Afin de faire bouger les lignes, des groupes d’étudiants et chercheurs entament des nouvelles manières de faire. Le centre de recherche en design, porté par l’ENS (école normale supérieure) et l’ENSCI (école de design), est un laboratoire de recherche qui favorise le déploiement des recherches-projets. “Il reçoit le triple soutien du Ministère de l’Enseignement Supérieur, de la Recherche et de l’Innovation, du Ministère de la Culture (MIR – Mission Recherche) et du Ministère de l’Industrie. Inscription au Répertoire National des Structures de Recherche”. Incuber un laboratoire permet de s’auto-porter et de trouver une certaine légitimité face aux institutions. Au lieu d’essayer de s’accommoder à des structures trop éloignées des réalités, nous devons prendre les devant et venir avec d’autres manières de faire.

3.c. Générativité du droit

Plaidoyer pour une société des communs, c’est écouter, comprendre et faire coexister plusieurs trajectoires. Les gabarits sociaux doivent être mouvants pour s’adapter aux discussions-en-acte. Le sens commun se construit dans des collectifs où les opinions divergent, nécessitant la capacité de comprendre et de prendre en considération la parole de l’autre. La philosophe et scientifique Isabelle Stengers parle ainsi de “générativité du droit” comme solution aux problèmes des valeurs d’autorités qui gouvernent. Le “génératif c’est cette propriété de susciter la possibilité de choses qui n’étaient pas comprises dans le contrat de départ, qui devient possible, imaginable ou désirable dans la pratique même du communing parce qu’elle suscite des sensibilités, des imaginations, etc.”. Cela favorise à tisser des relations entre les commoneurs et les différents mouvements. Évitant les enfermements sectaires et faisant rayonner les communs au-delà d’une communauté.
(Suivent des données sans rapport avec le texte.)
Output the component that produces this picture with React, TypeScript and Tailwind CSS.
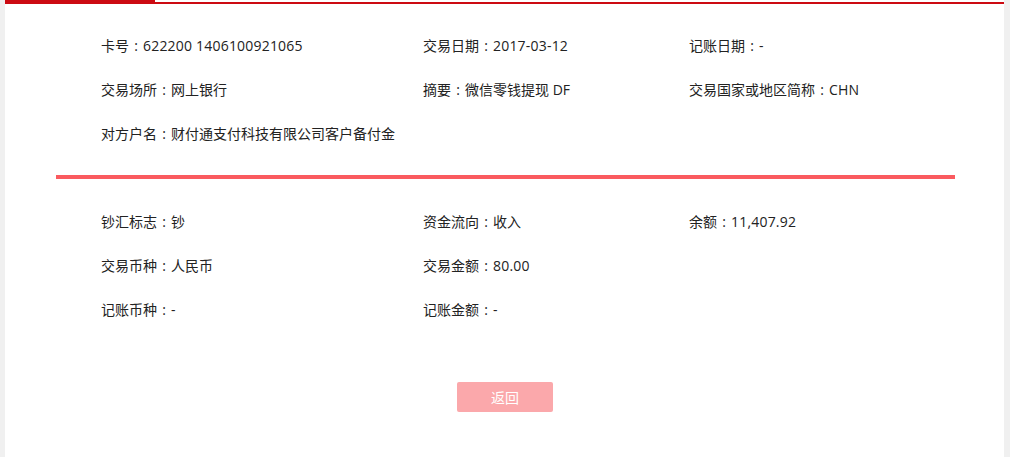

Le droit détenu par une seule entité maintient une interdépendance entre les individus. Chaque science est relative, le droit doit cesser de ressembler à une vérité absolue, impossible à remettre en question. Dans nos sociétés contemporaines, l’indétermination, l’indisponibilité comme le nomme Hartmut Rosa, n’est pas envisageable. Les discours politiques cherchent toujours des responsables, même quand il s’agit de catastrophes naturelles. On part du principe que les règles établies sont parfaites et objectives, et que la moindre situation indésirable est le fruit d’une négligence de ces normes. Une pratique générative des communs signifie accepter de ne pas savoir, car les communs sont en continuelle construction. 
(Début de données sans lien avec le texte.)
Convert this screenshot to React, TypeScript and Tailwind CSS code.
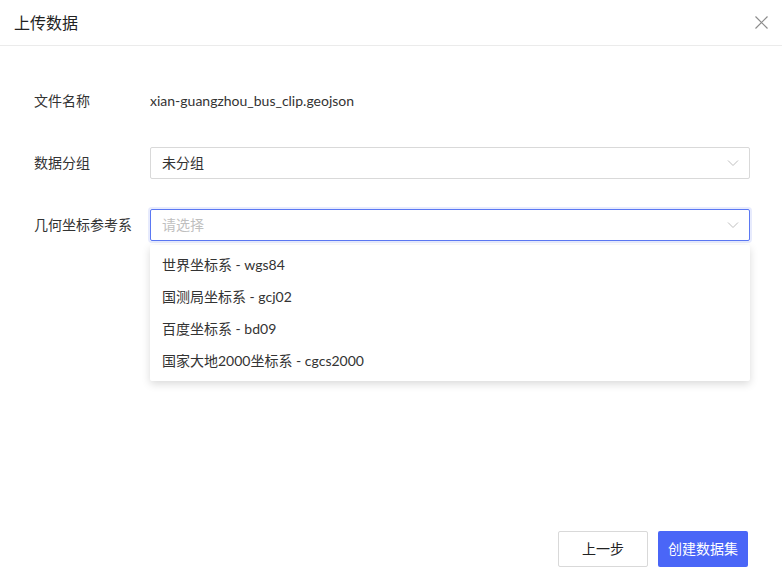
import React from "react";

const options = [
  "世界坐标系 - wgs84",
  "国测局坐标系 - gcj02",
  "百度坐标系 - bd09",
  "国家大地2000坐标系 - cgcs2000",
];

const Chevron = () => (
  <svg width="12" height="12" viewBox="0 0 12 12" fill="none" className="text-[#bfbfbf]">
    <path d="M1 3.5 L6 8.5 L11 3.5" stroke="currentColor" strokeWidth="1" />
  </svg>
);

const App: React.FC = () => {
  return (
    <div
      className="w-[782px] h-[579px] bg-white flex flex-col text-[#333] text-sm"
      style={{ fontFamily: 'Lato, "Noto Sans CJK SC", sans-serif' }}
    >
      {/* header */}
      <div className="h-[46px] flex items-center justify-between pl-[14px] pr-[14px] border-b border-[#ebebeb] shrink-0">
        <span className="text-base text-[#222]">上传数据</span>
        <svg width="13" height="13" viewBox="0 0 13 13" className="text-[#8c8c8c]">
          <path d="M0.5 0.5 L12.5 12.5 M12.5 0.5 L0.5 12.5" stroke="currentColor" strokeWidth="1.2" />
        </svg>
      </div>

      {/* body */}
      <div className="flex-1 flex flex-col pl-[34px] pr-[32px] pt-[39px]">
        <div className="flex items-center h-[32px]">
          <span className="w-[116px]">文件名称</span>
          <span>xian-guangzhou_bus_clip.geojson</span>
        </div>

        <div className="flex items-center h-[32px] mt-[30px]">
          <span className="w-[116px]">数据分组</span>
          <div className="flex-1 h-[32px] border border-[#d9d9d9] rounded-[2px] flex items-center justify-between pl-[11px] pr-[10px]">
            <span>未分组</span>
            <Chevron />
          </div>
        </div>

        <div className="flex items-center h-[32px] mt-[30px]">
          <span className="w-[116px]">几何坐标参考系</span>
          <div className="flex-1 relative">
            <div className="h-[32px] border border-[#5b78f3] rounded-[2px] flex items-center justify-between pl-[11px] pr-[10px] shadow-[0_0_0_2px_rgba(91,120,243,0.15)]">
              <span className="text-[#bfbfbf]">请选择</span>
              <Chevron />
            </div>
            <div className="absolute left-0 right-0 top-[36px] bg-white rounded-[2px] py-[4px] shadow-[0_3px_8px_rgba(0,0,0,0.15)] z-10">
              {options.map((o) => (
                <div key={o} className="h-[32px] flex items-center pl-[12px]">
                  {o}
                </div>
              ))}
            </div>
          </div>
        </div>
      </div>

      {/* footer */}
      <div className="flex justify-end gap-[10px] pr-[34px] pb-[12px] shrink-0">
        <button className="w-[90px] h-[36px] border border-[#d9d9d9] rounded-[2px] bg-white text-[#222]">
          上一步
        </button>
        <button className="w-[90px] h-[36px] rounded-[2px] bg-[#4a66f7] text-white">
          创建数据集
        </button>
      </div>
    </div>
  );
};

export default App;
“L’indisponibilité constitue la vie humaine et l’expérience humaine fondamentale, et si l’on s’interroge sur la relation au monde de la modernité, c’est-à-dire sur la manière dont les institutions et les pratiques culturelles de la société contemporaine établissent une relation avec le monde et dont, par conséquent, nous sommes placés dans le monde en tant que sujets modernes, alors la manière dont nous nous mettons en relation avec l’indisponible, au niveau individuel, culturel, institutionnel et structurel, apparaît comme un axe central d’analyse”. Intégrer l’indisponible dans les débats et prises de position génère des sensibilités pour d’autres possibles, que nous n’avions pas prévu en avance. “Les commons ne cessent de se réorganiser autour des nouvelles sensibilités qu’ils ont permis de faire apparaître”.
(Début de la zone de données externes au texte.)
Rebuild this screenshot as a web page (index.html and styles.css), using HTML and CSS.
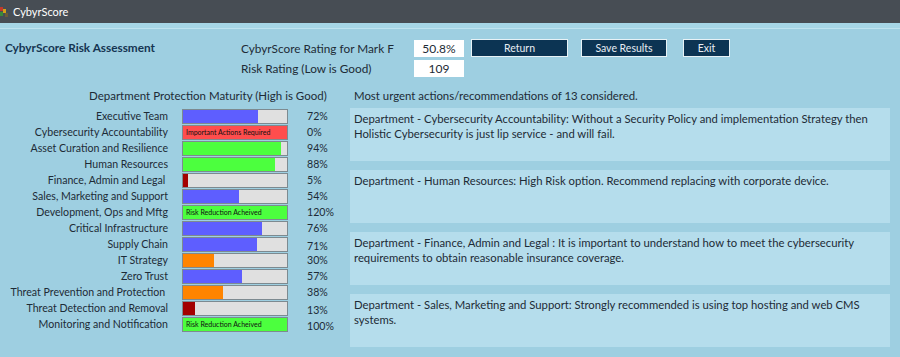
FILE: index.html
```html
<!DOCTYPE html>
<html lang="en">
<head>
    <meta charset="UTF-8">
    <title>CybyrScore</title>
    <link rel="stylesheet" href="styles.css">
</head>
<body>
<div class="titlebar">
    <svg class="appicon" width="9" height="12" viewBox="0 0 9 12">
        <rect x="0" y="1" width="3" height="4" fill="#c0392b"/>
        <rect x="3" y="3" width="3" height="4" fill="#d4a017"/>
        <rect x="0" y="6" width="3" height="4" fill="#3a8a3a"/>
        <rect x="5" y="7" width="3" height="4" fill="#6b5b3a"/>
    </svg>
    <span>CybyrScore</span>
</div>
<div class="band"></div>
<div class="main">
    <div class="top">
        <div class="brand">CybyrScore Risk Assessment</div>
        <div class="ratings">
            <label>CybyrScore Rating for Mark F</label><div class="value">50.8%</div>
            <label>Risk Rating (Low is Good)</label><div class="value">109</div>
        </div>
        <div class="buttons">
            <button class="btn btn-return">Return</button>
            <button class="btn btn-save">Save Results</button>
            <button class="btn btn-exit">Exit</button>
        </div>
    </div>

    <div class="content">
        <div class="maturity">
            <div class="heading">Department Protection Maturity (High is Good)</div>
            <div class="rows">
                <div class="row"><span class="name">Executive Team</span><div class="bar"><div class="fill blue" style="width:72%"></div></div><span class="pct">72%</span></div>
                <div class="row"><span class="name">Cybersecurity Accountability</span><div class="bar"><div class="fill red" style="width:100%">Important Actions Required</div></div><span class="pct">0%</span></div>
                <div class="row"><span class="name">Asset Curation and Resilience</span><div class="bar"><div class="fill green" style="width:94%"></div></div><span class="pct">94%</span></div>
                <div class="row"><span class="name">Human Resources</span><div class="bar"><div class="fill green" style="width:88%"></div></div><span class="pct">88%</span></div>
                <div class="row"><span class="name">Finance, Admin and Legal&nbsp;</span><div class="bar"><div class="fill darkred" style="width:5%"></div></div><span class="pct">5%</span></div>
                <div class="row"><span class="name">Sales, Marketing and Support</span><div class="bar"><div class="fill blue" style="width:54%"></div></div><span class="pct">54%</span></div>
                <div class="row"><span class="name">Development, Ops and Mftg</span><div class="bar"><div class="fill green" style="width:100%">Risk Reduction Acheived</div></div><span class="pct">120%</span></div>
                <div class="row"><span class="name">Critical Infrastructure</span><div class="bar"><div class="fill blue" style="width:76%"></div></div><span class="pct">76%</span></div>
                <div class="row"><span class="name">Supply Chain</span><div class="bar"><div class="fill blue" style="width:71%"></div></div><span class="pct low">71%</span></div>
                <div class="row"><span class="name">IT Strategy</span><div class="bar"><div class="fill orange" style="width:30%"></div></div><span class="pct">30%</span></div>
                <div class="row"><span class="name">Zero Trust</span><div class="bar"><div class="fill blue" style="width:57%"></div></div><span class="pct">57%</span></div>
                <div class="row"><span class="name">Threat Prevention and Protection&nbsp;</span><div class="bar"><div class="fill orange" style="width:38%"></div></div><span class="pct">38%</span></div>
                <div class="row"><span class="name">Threat Detection and Removal</span><div class="bar"><div class="fill darkred" style="width:12%"></div></div><span class="pct low">13%</span></div>
                <div class="row"><span class="name">Monitoring and Notification</span><div class="bar"><div class="fill green" style="width:100%">Risk Reduction Acheived</div></div><span class="pct low">100%</span></div>
            </div>
        </div>

        <div class="actions">
            <div class="heading">Most urgent actions/recommendations of 13 considered.</div>
            <div class="box">Department - Cybersecurity Accountability: Without a Security Policy and implementation Strategy then Holistic Cybersecurity is just lip service - and will fail.</div>
            <div class="box">Department - Human Resources: High Risk option. Recommend replacing with corporate device.</div>
            <div class="box">Department - Finance, Admin and Legal : It is important to understand how to meet the cybersecurity requirements to obtain reasonable insurance coverage.</div>
            <div class="box">Department - Sales, Marketing and Support: Strongly recommended is using top hosting and web CMS systems.</div>
        </div>
    </div>
</div>
</body>
</html>
```

FILE: styles.css
```css
body{
    margin: 0;
    width: 900px;
    height: 357px;
    overflow: hidden;
    background: #9ecfe1;
    font-family: Lato, "Noto Sans", sans-serif;
    color: #1d2b36;
}
.titlebar{
    height: 23px;
    background: #474d54;
    color: #ffffff;
    font-size: 11px;
    display: flex;
    align-items: center;
    gap: 4px;
}
.band{
    height: 5px;
    background: #a6d6e6;
    border-bottom: 1px solid #bfe3ef;
}
.main{
    padding: 9px 0 0 5px;
}
.top{
    display: flex;
    align-items: flex-start;
}
.brand{
    width: 236px;
    font-size: 11.8px;
    font-weight: bold;
    color: #153552;
    padding-top: 2px;
    white-space: nowrap;
}
.ratings{
    display: grid;
    grid-template-columns: 173px 50px;
    row-gap: 3px;
    padding-top: 2px;
    font-size: 11.8px;
}
.ratings label{
    line-height: 17px;
    white-space: nowrap;
}
.value{
    background: #ffffff;
    height: 17px;
    line-height: 17px;
    text-align: center;
    font-size: 12px;
}
.buttons{
    display: flex;
    padding-top: 1px;
    margin-left: 7px;
}
.btn{
    height: 18px;
    background: #0c3453;
    color: #e8eef3;
    border: 1px solid #e8f2f6;
    font-family: inherit;
    font-size: 10.5px;
    padding: 0;
}
.btn-return{ width: 97px; }
.btn-save{ width: 86px; margin-left: 13px; }
.btn-exit{ width: 47px; margin-left: 16px; }

.content{
    display: flex;
    margin-top: 11px;
}
.maturity{
    width: 345px;
}
.maturity .heading{
    font-size: 11.5px;
    padding-left: 84px;
    height: 20px;
    line-height: 16px;
    white-space: nowrap;
}
.row{
    display: flex;
    align-items: center;
    height: 16px;
    font-size: 10.6px;
}
.name{
    width: 163px;
    text-align: right;
    white-space: nowrap;
}
.bar{
    margin-left: 14px;
    width: 104px;
    height: 13px;
    border: 1px solid #7d8a90;
    background: #e0e0e0;
    display: flex;
}
.fill{
    height: 100%;
    font-size: 7px;
    line-height: 13px;
    padding-left: 3px;
    box-sizing: border-box;
    white-space: nowrap;
    color: #111111;
}
.blue{ background: #5e5eff; }
.red{ background: #ff4d4d; }
.green{ background: #4cff3e; }
.orange{ background: #ff8400; }
.darkred{ background: #a30000; }
.pct{
    margin-left: 19px;
}
.pct.low{
    padding-top: 4px;
}

.actions{
    width: 540px;
}
.actions .heading{
    font-size: 11.4px;
    padding-left: 4px;
    height: 20px;
    line-height: 16px;
    white-space: nowrap;
}
.box{
    background: #b5ddec;
    height: 45px;
    padding: 3px 4px 5px 4px;
    margin-bottom: 9px;
    font-size: 11.3px;
    line-height: 15px;
}
```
Dans cette partie, j’ai tenté d’exposer les conditions qui rendent possible des processus de résonance dans le design. Pour comprendre de quelles manières il faut fabriquer notre environnement, aujourd’hui aliéné par l’accélération, afin que celui-ci favorise des relations “de la vie bonne”. Je résumerai en reprenant la définition de la résonance développée par Hartmut Rosa, à savoir : le moment du contact (affection), le moment de l’efficacité personnelle (réponse), le moment de l’assimilation (transformation) et le moment de l’indisponibilité.

  • Le moment du contact c’est lorsque l’on est touché et ému par quelque chose (personne, paysage, objet) et qu’on se sent en position de destinataire. En quelque sorte la matière “parle” à l’artisan, de même que les erreurs de la computation amène à des instants d’égarement. Les données numériques ne sont pas simplement des outils, mais des sujets qui permettent des déviations imprévues. 
  • Un des axes de résonance dans nos vies c’est le travail, autrement dit, le moment de l’efficacité personnelle. Reprendre le contrôle de la production de nos objets permet d’atténuer la distance entre nous et notre environnement matériel, afin qu’il nous paraisse moins étranger, moins muet. 
  • Les relations de résonance nous transforment, elles germent des moments d’assimilation : produire ensemble du commun, se sentir comme individus appartenant à un groupe social, modifie notre relation au monde.
  • Enfin, la circonstance fédératrice d’une bonne relation au monde, dans une société de l’accélération et du contrôle, est le moment fondamental de l’indisponibilité. La conquête de notre environnement par les sciences, les techniques, l’économie et la politique aboutit au chaos. Prendre en compte l’indétermination dans tous les aspects de la vita activa c’est estimer la générativité des choses.

Dans le design des communs cette notion de générativité s’établit à deux niveaux de relation. D’abord dans les pratiques plastiques, lors de la collaboration avec les entités non-humaines sollicitées. Par exemple, les (im)matériaux sont acteurs dans la génération de la forme d’un objet. Puis dans les pratiques des communs, dont la gestion doit toujours veiller à être re-discutée et ré-agencée.